You do not need to be an Olympic swimmer to save others. In fact, non-swimmers who know what to do can save a life.

If you are standing on a dock when someone falls in and begins to struggle, you should try to “talk” the victim to safety. If he or she is unable to get to the dock, you should:


Extend a fishing rod, branch, oar, pole, boat hook, shirt, towel, or other object that can be used to reach out to the victim and pull him or her to safety.

If nothing is available and the victim is within arm’s reach, the rescuer should lie flat and grab the victim’s hand or wrist and then pull him or her to safety.


If the victim is too far away to reach and a boat isn’t handy, throw the victim a PFD or anything else that will float.
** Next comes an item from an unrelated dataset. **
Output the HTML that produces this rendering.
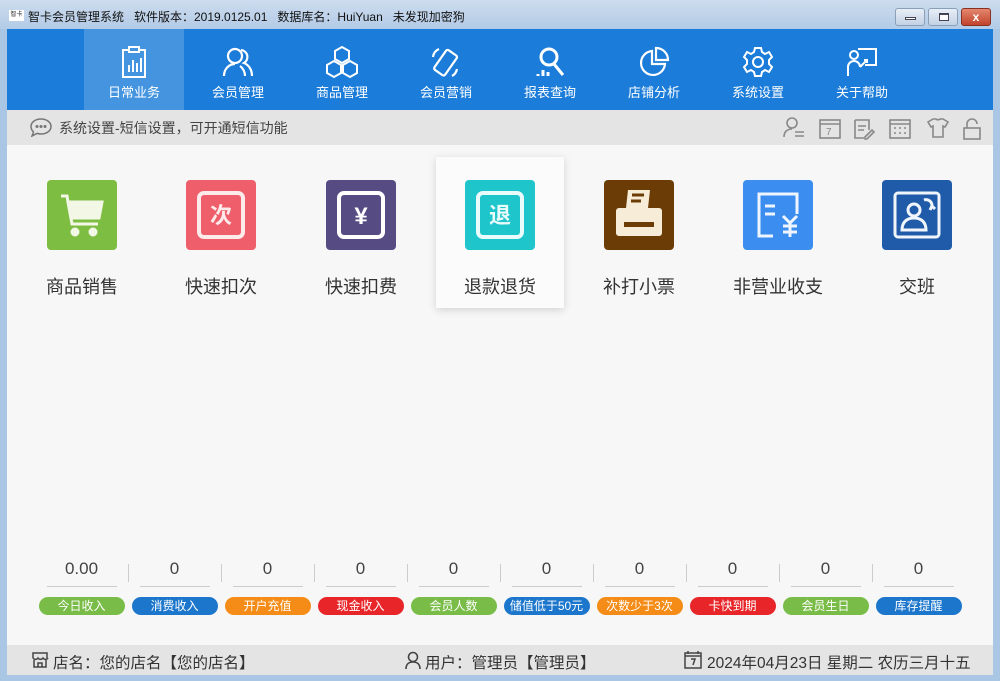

If a non-powered boat is convenient, row to the victim. Then use an oar or paddle to guide him or her to the stern. Let the victim remain in the water while holding to the stern as you paddle to shore. If the victim is too weak to hold on, hold him or her until more help arrives. If using a powerboat, stop the engine and glide to the victim from the downwind side. Help the victim into the boat, avoiding sharp objects.


Swimmers without lifesaving training should not swim to a victim. Never place yourself in the same danger. Instead, go for help. If you must swim to a victim, take along anything that floats to keep between you and the victim.